O jeito do ministro é esse. Me dou muito bem com ele. Na verdade, não acho que seja por voluntarismo. Ele defende as suas opiniões, aquilo no que acredita, com uma certa contundência que às vezes é mal compreendida. Mas o ministro sempre motiva muito, é preciso reconhecer isso.

Considera aceitável ministros abandonarem o plenário para atender a interesses privados?

A prioridade é sempre o julgamento do STF. Quando acontece de eles saírem, a justificativa geralmente oferecida é que se estendeu em demasia a sessão, e eles tinham assumido um compromisso não prevendo isso.

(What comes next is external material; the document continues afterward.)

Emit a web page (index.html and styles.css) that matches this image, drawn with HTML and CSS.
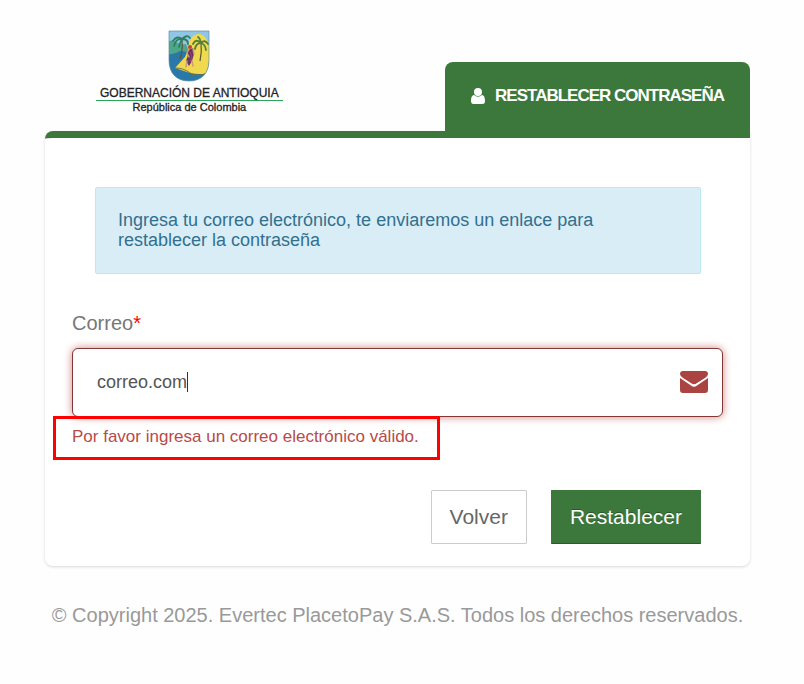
FILE: index.html
```html
<!DOCTYPE html>
<html lang="es">
<head>
<meta charset="utf-8">
<meta name="viewport" content="width=device-width, initial-scale=1">
<title>Restablecer contraseña</title>
<link rel="stylesheet" href="styles.css">
</head>
<body>
<div class="page">
  <header class="header">
    <div class="brand">
      <svg class="crest" viewBox="0 0 42 52" aria-hidden="true">
        <defs><clipPath id="shield"><path d="M1 1H41V30C41 44 33 51 21 51S1 44 1 30Z"/></clipPath></defs>
        <g clip-path="url(#shield)">
          <path fill="#8fc5e6" d="M0 0H42V52H0Z"/>
          <path fill="#2978a8" d="M0 19H24V32H42V52H0Z"/>
          <path fill="#4fa58a" d="M0 12Q4 9 8 12T18 14L21 22L12 21Q6 25 0 24Z"/>
          <path fill="#f0d94e" d="M20 20C20 9 25 4 31 4S41 12 42 20V42C36 45 29 44 22 43L7 38L17 27Z"/>
          <path fill="none" stroke="#796c3a" d="M7 38Q16 38 22 43T42 42"/>
          <path fill="none" stroke="#57583a" stroke-width="1.2" d="M14 10Q15 20 12 29M33 12Q34 22 32 31"/>
          <path fill="none" stroke="#2e7f60" stroke-width="1.8" stroke-linecap="round" d="M14 9Q9 5 5 11M14 9Q8 8 6 16M14 9Q12 13 11 17M14 9Q19 4 22 8M14 9Q20 9 20 14"/>
          <path fill="none" stroke="#52803c" stroke-width="1.8" stroke-linecap="round" d="M33 13Q28 8 25 14M33 13Q28 13 27 19M33 13Q37 9 40 14M33 13Q37 14 38 20M33 13Q32 8 30 7"/>
          <path fill="#653863" d="M20 20L25 18L26 24L24 31L21 36L18 31L20 25Z"/>
          <path fill="none" stroke="#cf9a78" stroke-width="1.5" stroke-linecap="round" d="M21 19L19 23L21 27M25 19L26 24M19 31L18 37M24 31L25 36"/>
          <circle cx="22" cy="17" r="2" fill="#bd4140"/>
          <path fill="none" stroke="#a04572" d="M22 22L24 27L22 32"/>
        </g>
        <path fill="none" stroke="#6490a0" stroke-width=".7" d="M1 1H41V30C41 44 33 51 21 51S1 44 1 30Z"/>
      </svg>
      <span class="brand-name">GOBERNACIÓN DE ANTIOQUIA</span>
      <span class="brand-country">República de Colombia</span>
    </div>
    <h1 class="tab">
      <svg class="user" viewBox="0 0 14 16" aria-hidden="true"><path fill="currentColor" d="M3 4a4 4 0 1 1 8 0a4 4 0 1 1-8 0ZM3 7Q7 10.500 11 7C13.500 7 14 11 14 13Q14 16 11.500 16H2.500Q0 16 0 13C0 11 .5 7 3 7Z"/></svg>
      <span>RESTABLECER CONTRASEÑA</span>
    </h1>
  </header>
  <main class="card">
    <p class="notice">Ingresa tu correo electrónico, te enviaremos un enlace para restablecer la contraseña</p>
    <form novalidate>
      <label class="label" for="email">Correo<span class="required">*</span></label>
      <div class="field">
        <input class="input" id="email" type="email" value="correo.com" aria-invalid="true" aria-describedby="email-error">
        <span class="caret"></span>
        <svg class="envelope" viewBox="0 0 28 22" aria-hidden="true"><path fill="currentColor" d="M3 0H25Q28 0 28 3Q28 5 25 7L17 12Q14 14.500 11 12L3 7Q0 5 0 3Q0 0 3 0ZM0 7L11 14.500Q14 17 17 14.500L28 7V19Q28 22 25 22H3Q0 22 0 19Z"/></svg>
      </div>
      <p class="error" id="email-error">Por favor ingresa un correo electrónico válido.</p>
      <div class="actions">
        <button class="button" type="button">Volver</button>
        <button class="button primary" type="submit">Restablecer</button>
      </div>
    </form>
  </main>
  <footer class="footer">© Copyright 2025. Evertec PlacetoPay S.A.S. Todos los derechos reservados.</footer>
</div>
</body>
</html>
```
FILE: styles.css
```css
* { box-sizing: border-box; }
body {
  margin: 0;
  background: #fefefe;
  color: #777;
  font-family: "Liberation Sans", Arial, sans-serif;
  font-size: 18px;
}
.page { padding: 30px 54px 40px 45px; }
.header {
  display: flex;
  justify-content: space-between;
  align-items: flex-end;
}
.brand {
  display: flex;
  flex-direction: column;
  align-items: center;
  align-self: flex-start;
  margin-left: 51px;
  padding-bottom: 17px;
  color: #222;
  white-space: nowrap;
}
.crest { width: 42px; height: 52px; }
.brand-name {
  margin-top: 4px;
  padding: 1px 4px 0;
  border-bottom: 1px solid #2aa45b;
  font-size: 12px;
  line-height: 13px;
  -webkit-text-stroke: 0.3px #222;
}
.brand-country {
  font-size: 11px;
  line-height: 13px;
  -webkit-text-stroke: 0.3px #222;
}
.tab {
  display: flex;
  align-items: center;
  gap: 10px;
  height: 69px;
  margin: 0;
  padding: 0 26px 2px;
  border-radius: 8px 8px 0 0;
  background: #3c783c;
  color: #fff;
  font-size: 17px;
  letter-spacing: -1px;
  white-space: nowrap;
}
.user { width: 14px; height: 16px; }
.card {
  padding: 49px 27px 22px;
  border-top: 7px solid #3c783c;
  border-radius: 8px 0 8px 8px;
  background: #fff;
  box-shadow: 0 1px 3px rgba(0, 0, 0, 0.15);
}
.notice {
  margin: 0 22px 0 23px;
  padding: 22px 22px 23px;
  border: 1px solid #bce8f1;
  border-radius: 2px;
  background: #d9edf7;
  color: #31708f;
  line-height: 20px;
}
.label {
  display: block;
  margin: 37px 0 13px;
  font-size: 20px;
  line-height: 24px;
}
.required { color: #f00; }
.field { position: relative; }
.input {
  display: block;
  width: 100%;
  height: 69px;
  padding: 0 64px 0 24px;
  border: 1px solid #843534;
  border-radius: 6px;
  outline: 0;
  background: #fff;
  box-shadow: 0 0 8px #ce8483;
  color: #555;
  font: inherit;
}
.caret {
  position: absolute;
  top: 24px;
  left: 115px;
  width: 1px;
  height: 20px;
  background: #333;
}
.envelope {
  position: absolute;
  top: 23px;
  right: 15px;
  width: 28px;
  height: 22px;
  color: #a94442;
}
.error {
  position: relative;
  width: fit-content;
  margin: -1px 0 30px -19px;
  padding: 7px 18px 10px 16px;
  border: 3px solid #f00;
  color: #b94a48;
  font-size: 17px;
  line-height: 21px;
}
.actions {
  display: flex;
  justify-content: flex-end;
  gap: 24px;
  margin-right: 22px;
}
.button {
  height: 54px;
  padding: 0 18px;
  border: 1px solid #ccc;
  border-radius: 1px;
  background: #fff;
  color: #666;
  font-family: inherit;
  font-size: 21px;
}
.primary {
  border-color: #3c783c #3c783c #2b592b;
  background: #3c783c;
  color: #fff;
  text-shadow: 0 -1px 0 rgba(0, 0, 0, 0.3);
}
.footer {
  margin-top: 37px;
  color: #999;
  font-size: 20px;
  line-height: 24px;
  text-align: center;
}
```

E sobre a prisão em segunda instância?

O STF vinha aceitando a execução em segunda instância e, em 2009, houve a mudança de orientação. De 2009 a 2016, alguns ministros que formavam a corrente vencedora começaram a dizer que era preciso discutir, porque se estava levando à impunidade. Em 2016, foi reafirmada a possibilidade do início da execução em segunda instância. A maioria aprovou, dando efeito vinculante.

Essa mudança recente permanecerá na próxima gestão?

Eu não sou capaz de prever. Na minha gestão não se pôs nenhuma razão específica. Não tem por que passar na frente de outros casos para rediscutir.

Como vê a crítica de que o STF foi rigoroso com Lula e benevolente com Renan Calheiros e Aécio Neves?

O que se teve com o ex-presidente foi o julgamento de um habeas corpus ao qual se aplicou a tese que vem prevalecendo na jurisprudência. Não se trata aqui de cuidar de uma ou de outra pessoa. E nos outros casos, nós temos inquéritos e ações ainda em andamento. Não se trata de benevolência.

Qual era a urgência da conversa com Temer em sua casa, num sábado? Não teria sido mais prudente encontrá-lo no STF?

Nem era um caso de urgência. Tinha sido decretada a intervenção no Rio, eu tinha estado lá. Foi uma conversa sobre a questão carcerária e a segurança pública. Não escondi, não estava na agenda porque era na minha casa.

Como tem sido o relacionamento entre a toga e a farda? Celso de Mello criticou as “intervenções pretorianas” do general Eduardo Villas Bôas. Combinou com a sra.?

Não. Nós estamos numa época em que as pessoas falam muito. E há uma quase virulência em muitas falas, gerando a necessidade de resposta. As instituições têm que ser preservadas.

Quais foram as principais marcas de sua gestão no CNJ?

A transparência da remuneração de todos os magistrados. O cadastro de presos, para se saber quais são as políticas necessárias a serem adotadas. A questão das mulheres grávidas e lactantes com prisão decretada. O programa Justiça pela Paz em Casa, com a criação de varas de combate à violência doméstica.

O corregedor nacional, ministro João Otávio de Noronha, faz inspeções nos tribunais, mas não leva os relatórios a plenário. Ele assumiu prometendo blindar os juízes.

Ele vai levar agora [a plenário]. Eles queriam fazer as comparações no final. Por exemplo, por que um tribunal tem produção 30% a menos do que outro…

E quanto às eventuais irregularidades nos tribunais?

Acho que ele vai dar transparência. O número de processos nos quais se teve julgamentos de magistrados é muitas vezes maior do que em outras gestões.

Mas presidentes punidos anos atrás, porque não cumpriram determinações do CNJ na época, foram absolvidos na sua gestão.

Ainda tem os casos dos que foram afastados e, depois de um tempo, mandaram voltar…

Com devolução corrigida do que não foi pago enquanto estiveram afastados por malfeitorias. Está errada essa leitura?

Não. Está correta.

Duvidava-se de sua capacidade de enfrentar grupos de pressão.

Eu mantive o enfrentamento na transparência da remuneração dos magistrados. Ex-ministros e conselheiros disseram que eu não conseguiria. Desde outubro, há uma plataforma com a demonstração de quanto se paga. Eu resisto às pressões. Eu não cedo.